Moreover, avoid applying for credit frequently and use credit sensibly. Apply for additional credit only when you need it and can pay back. Avoid applying for credit cards that you are not eligible for as hard inquiries as well as credit rejections have a negative impact on your credit score.
● Keep Your Credit Utilisation Low:
Credit utilization ratio refers to the amount of credit availed out of your total available credit limit. A high credit utilization ratio indicates a higher dependence on credit, higher burden of debt and an inability to manage your finances efficiently which in turn may hurt your credit score.
● Keep an Eye on your Credit Report:
Regularly monitoring your credit report can help you spot errors or inaccuracies on time and get them rectified at the earliest as any wrong information on your credit report can negatively impact your credit score.

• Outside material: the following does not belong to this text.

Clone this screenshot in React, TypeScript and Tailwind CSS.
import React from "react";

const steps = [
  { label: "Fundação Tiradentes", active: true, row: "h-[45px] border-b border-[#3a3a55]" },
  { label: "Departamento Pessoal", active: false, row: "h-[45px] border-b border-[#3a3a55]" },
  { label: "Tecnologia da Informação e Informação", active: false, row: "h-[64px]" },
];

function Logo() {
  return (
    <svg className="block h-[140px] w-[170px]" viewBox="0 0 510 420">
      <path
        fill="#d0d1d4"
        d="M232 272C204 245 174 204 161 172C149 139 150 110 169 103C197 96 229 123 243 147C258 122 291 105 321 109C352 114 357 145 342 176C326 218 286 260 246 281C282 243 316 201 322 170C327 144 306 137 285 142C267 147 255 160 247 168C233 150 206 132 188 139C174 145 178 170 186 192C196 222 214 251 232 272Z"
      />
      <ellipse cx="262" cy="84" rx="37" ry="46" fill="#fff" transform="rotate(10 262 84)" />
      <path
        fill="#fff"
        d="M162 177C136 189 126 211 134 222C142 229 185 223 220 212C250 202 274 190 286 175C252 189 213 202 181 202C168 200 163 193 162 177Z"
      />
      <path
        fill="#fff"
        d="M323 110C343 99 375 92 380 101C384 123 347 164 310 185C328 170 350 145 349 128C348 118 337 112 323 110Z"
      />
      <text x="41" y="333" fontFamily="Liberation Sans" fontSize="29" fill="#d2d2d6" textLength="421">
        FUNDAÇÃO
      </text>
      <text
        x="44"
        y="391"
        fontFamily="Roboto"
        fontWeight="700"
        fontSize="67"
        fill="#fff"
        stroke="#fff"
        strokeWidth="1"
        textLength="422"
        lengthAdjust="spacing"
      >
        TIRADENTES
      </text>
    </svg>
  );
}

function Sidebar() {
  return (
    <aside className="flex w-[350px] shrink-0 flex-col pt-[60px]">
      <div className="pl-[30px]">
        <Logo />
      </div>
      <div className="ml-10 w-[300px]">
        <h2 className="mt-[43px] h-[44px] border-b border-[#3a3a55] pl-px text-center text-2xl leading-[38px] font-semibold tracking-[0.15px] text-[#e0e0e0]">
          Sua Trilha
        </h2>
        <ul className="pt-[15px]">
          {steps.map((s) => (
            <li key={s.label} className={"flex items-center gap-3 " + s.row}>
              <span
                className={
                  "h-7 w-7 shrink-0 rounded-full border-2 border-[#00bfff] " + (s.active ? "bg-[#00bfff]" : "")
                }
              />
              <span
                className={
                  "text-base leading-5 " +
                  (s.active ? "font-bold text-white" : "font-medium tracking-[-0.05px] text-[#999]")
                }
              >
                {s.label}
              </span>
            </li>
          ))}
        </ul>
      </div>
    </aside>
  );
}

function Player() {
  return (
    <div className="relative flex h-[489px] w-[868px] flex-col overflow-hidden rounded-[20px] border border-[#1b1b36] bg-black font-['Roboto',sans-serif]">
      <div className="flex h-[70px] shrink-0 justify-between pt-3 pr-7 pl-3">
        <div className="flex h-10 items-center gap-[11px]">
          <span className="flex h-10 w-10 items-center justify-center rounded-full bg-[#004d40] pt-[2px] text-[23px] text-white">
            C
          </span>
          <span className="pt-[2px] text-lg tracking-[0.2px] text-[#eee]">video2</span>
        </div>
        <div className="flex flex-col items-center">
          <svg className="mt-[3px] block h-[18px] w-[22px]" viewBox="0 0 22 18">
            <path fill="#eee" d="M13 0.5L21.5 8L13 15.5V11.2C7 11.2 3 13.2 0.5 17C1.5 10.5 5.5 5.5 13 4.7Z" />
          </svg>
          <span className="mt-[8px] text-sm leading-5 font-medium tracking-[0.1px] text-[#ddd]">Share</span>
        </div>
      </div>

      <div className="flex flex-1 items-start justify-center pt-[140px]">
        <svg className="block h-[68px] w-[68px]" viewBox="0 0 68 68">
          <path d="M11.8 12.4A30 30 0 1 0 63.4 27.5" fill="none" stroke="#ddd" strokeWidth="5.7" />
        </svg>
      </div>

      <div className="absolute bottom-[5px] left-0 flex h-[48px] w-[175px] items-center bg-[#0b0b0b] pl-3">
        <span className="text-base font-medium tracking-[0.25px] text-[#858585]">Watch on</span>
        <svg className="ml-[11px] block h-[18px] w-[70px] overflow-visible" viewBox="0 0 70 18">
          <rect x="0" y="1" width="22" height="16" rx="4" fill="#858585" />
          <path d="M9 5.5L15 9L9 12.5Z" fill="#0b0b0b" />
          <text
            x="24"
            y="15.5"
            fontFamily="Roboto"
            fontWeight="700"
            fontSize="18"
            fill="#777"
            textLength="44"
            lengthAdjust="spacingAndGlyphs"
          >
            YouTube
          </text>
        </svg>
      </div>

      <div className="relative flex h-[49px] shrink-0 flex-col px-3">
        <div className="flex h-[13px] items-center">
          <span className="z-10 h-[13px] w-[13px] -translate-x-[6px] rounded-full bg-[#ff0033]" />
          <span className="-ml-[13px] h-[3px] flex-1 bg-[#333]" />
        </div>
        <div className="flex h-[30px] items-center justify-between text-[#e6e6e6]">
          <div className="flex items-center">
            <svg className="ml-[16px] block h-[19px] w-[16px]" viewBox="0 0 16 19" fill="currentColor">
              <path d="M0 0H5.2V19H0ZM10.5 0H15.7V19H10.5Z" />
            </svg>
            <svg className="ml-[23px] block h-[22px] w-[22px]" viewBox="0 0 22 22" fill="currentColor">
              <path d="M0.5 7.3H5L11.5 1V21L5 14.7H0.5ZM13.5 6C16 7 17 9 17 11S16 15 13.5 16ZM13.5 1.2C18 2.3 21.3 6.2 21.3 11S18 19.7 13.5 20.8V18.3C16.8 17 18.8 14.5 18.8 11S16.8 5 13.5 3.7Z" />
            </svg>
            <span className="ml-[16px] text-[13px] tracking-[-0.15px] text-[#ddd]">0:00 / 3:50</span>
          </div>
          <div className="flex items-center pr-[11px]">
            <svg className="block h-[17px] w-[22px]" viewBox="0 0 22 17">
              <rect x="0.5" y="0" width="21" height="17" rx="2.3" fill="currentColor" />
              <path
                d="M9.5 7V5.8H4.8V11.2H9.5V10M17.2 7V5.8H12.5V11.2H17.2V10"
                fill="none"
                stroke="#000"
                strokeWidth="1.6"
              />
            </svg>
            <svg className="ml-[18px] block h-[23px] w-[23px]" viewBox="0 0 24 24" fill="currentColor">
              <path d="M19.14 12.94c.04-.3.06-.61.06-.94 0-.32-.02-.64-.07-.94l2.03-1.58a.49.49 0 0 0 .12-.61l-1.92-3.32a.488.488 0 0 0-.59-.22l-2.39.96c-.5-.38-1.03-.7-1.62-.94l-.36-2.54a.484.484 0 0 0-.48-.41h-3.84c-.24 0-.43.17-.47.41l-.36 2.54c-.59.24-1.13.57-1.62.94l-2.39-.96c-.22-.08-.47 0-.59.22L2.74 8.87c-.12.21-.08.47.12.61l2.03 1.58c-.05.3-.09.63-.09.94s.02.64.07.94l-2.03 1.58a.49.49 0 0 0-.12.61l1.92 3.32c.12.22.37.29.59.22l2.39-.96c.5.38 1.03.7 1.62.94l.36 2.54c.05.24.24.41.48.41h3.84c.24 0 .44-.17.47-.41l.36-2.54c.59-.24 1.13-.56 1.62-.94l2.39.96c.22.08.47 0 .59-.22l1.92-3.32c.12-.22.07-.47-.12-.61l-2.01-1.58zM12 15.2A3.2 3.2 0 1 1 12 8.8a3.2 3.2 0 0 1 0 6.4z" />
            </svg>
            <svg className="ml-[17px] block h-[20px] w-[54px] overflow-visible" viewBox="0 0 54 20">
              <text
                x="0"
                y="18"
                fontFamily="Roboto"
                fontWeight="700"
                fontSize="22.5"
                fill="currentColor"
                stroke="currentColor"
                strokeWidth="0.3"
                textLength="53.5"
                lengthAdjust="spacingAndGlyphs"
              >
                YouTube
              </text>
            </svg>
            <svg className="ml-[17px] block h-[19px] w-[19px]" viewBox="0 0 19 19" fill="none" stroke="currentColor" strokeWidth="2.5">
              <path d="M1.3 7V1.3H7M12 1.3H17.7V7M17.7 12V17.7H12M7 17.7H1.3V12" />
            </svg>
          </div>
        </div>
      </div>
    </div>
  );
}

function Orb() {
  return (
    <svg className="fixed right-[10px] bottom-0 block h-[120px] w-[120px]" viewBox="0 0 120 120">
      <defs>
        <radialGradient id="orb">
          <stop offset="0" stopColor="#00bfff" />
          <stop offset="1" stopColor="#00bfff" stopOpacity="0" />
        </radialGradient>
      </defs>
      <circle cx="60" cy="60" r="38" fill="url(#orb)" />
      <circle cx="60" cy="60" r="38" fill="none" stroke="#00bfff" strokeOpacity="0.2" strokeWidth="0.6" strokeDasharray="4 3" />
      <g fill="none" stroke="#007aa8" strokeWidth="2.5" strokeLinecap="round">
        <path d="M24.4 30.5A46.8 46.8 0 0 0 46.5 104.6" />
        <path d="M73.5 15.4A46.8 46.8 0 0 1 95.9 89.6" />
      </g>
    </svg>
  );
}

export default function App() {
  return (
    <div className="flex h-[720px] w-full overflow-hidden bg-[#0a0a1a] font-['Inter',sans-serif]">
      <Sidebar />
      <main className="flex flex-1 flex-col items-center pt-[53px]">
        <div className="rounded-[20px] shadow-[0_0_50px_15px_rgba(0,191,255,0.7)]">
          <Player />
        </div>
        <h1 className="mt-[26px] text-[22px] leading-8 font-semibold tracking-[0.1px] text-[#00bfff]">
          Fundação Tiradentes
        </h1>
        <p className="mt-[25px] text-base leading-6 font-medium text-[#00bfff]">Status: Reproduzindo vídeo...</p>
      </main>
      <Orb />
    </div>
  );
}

Building a credit score is a gradual process and it is essential to start as early as possible. Whether you are new-to-credit because you are just starting out with your career, rebuilding your financial life or trying to establish a solid foundation for your future goals, your credit history and credit score will play a crucial role in shaping your financial future. By starting early and starting small such as opting for a secured card, making timely payments of debts, etc. you can build a healthy credit profile which will in turn offer more financial opportunities and greater financial security at better terms.